Where did Omicron come from?
Omicron appears to have evolved separately from the Delta variant, descending from another strain that appeared in mid-2020. Some scientists speculate it may have accumulated so many changes while evolving for months in animals or an immunocompromised person.
“The Omicron variant is the most divergent variant that has been detected in significant numbers during the pandemic so far which raises serious concerns that it may be associated with significant reduction in vaccine effectiveness and increased risk for reinfections,” European health officials said on November 26.
Will current vaccines be changed?
Moderna, Johnson & Johnson, and Pfizer and BioNTech all say they are already preparing for the possibility they will need to change their vaccines to target Omicron.
The CDC said on December 2 that it anticipates vaccination will “continue to offer protection against hospitalization and death” from Omicron, but that the mutations identified by scientists will likely result in “significant reductions” of the ability of some types of antibodies from vaccination or a prior infection to neutralize the virus.
If Omicron is determined to be a “vaccine-escape variant,” Pfizer and its German partner BioNTech say they could produce “a tailor-made vaccine” in around 100 days, and file for emergency use authorization from the FDA. Moderna says its Omicron-specific booster could be advanced to testing within three months, in addition to other booster candidates they are already developing.
The vaccines currently used were designed to target the early strains of the virus, though health officials have said they have been preparing for the possibility that the shots would eventually need to be changed — like the annual flu shot — to respond to new variants.
“I actually think we’re in a really good place with the technologies we have, because if a new variant came along, it would probably be a matter of very few months before we would be mass-producing a vaccine against that variant,” Dr. Peter Marks, the FDA’s top vaccines official, told an American Medical Association webinar in mid-November.

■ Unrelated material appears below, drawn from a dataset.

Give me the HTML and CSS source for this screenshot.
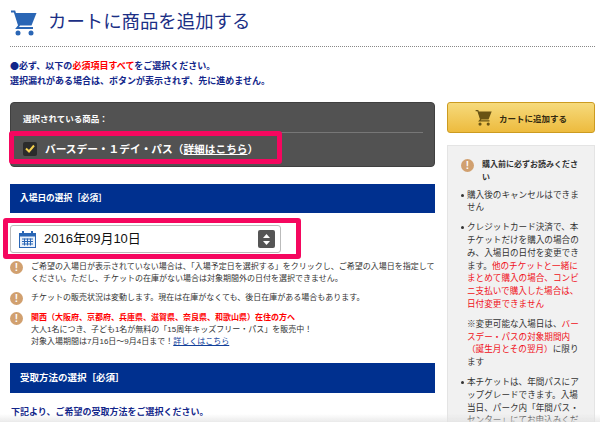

“The spike protein, if it changes, it can be easily then shifted back into the vaccine manufacturing process, not just for the mRNA, but for other vaccines as well. We won’t have to go back to square one and do large scale clinical trials,” said Marks.
Can current tests detect Omicron?
Test manufacturers and the FDA say widely used rapid and lab-based PCR tests for COVID-19 “show low likelihood of being impacted and continue to work” to detect whether people are infected by SARS-CoV-2.
And some tests may even help accelerate the ability of health officials to track and investigate cases of Omicron. Unlike the Delta variant, cases of Omicron can lead to the same “S-gene target failure” seen in positive tests for infections by the Alpha variant earlier in the pandemic.
Some countries have been using this quirk in some COVID-19 tests to prioritize which samples collected from recent positive tests should be sequenced, speeding their investigations into whether Omicron caused the infection. The FDA recently reported 26 different test kits that labs can use to screen for potential cases.
“You can get a sense before you do the whole genome sequencing of what proportion of the samples that are testing positive might be this variant,” Richard Lessells, an infectious diseases specialist at the University of KwaZulu-Natal said at a press conference with South African health officials on November 25.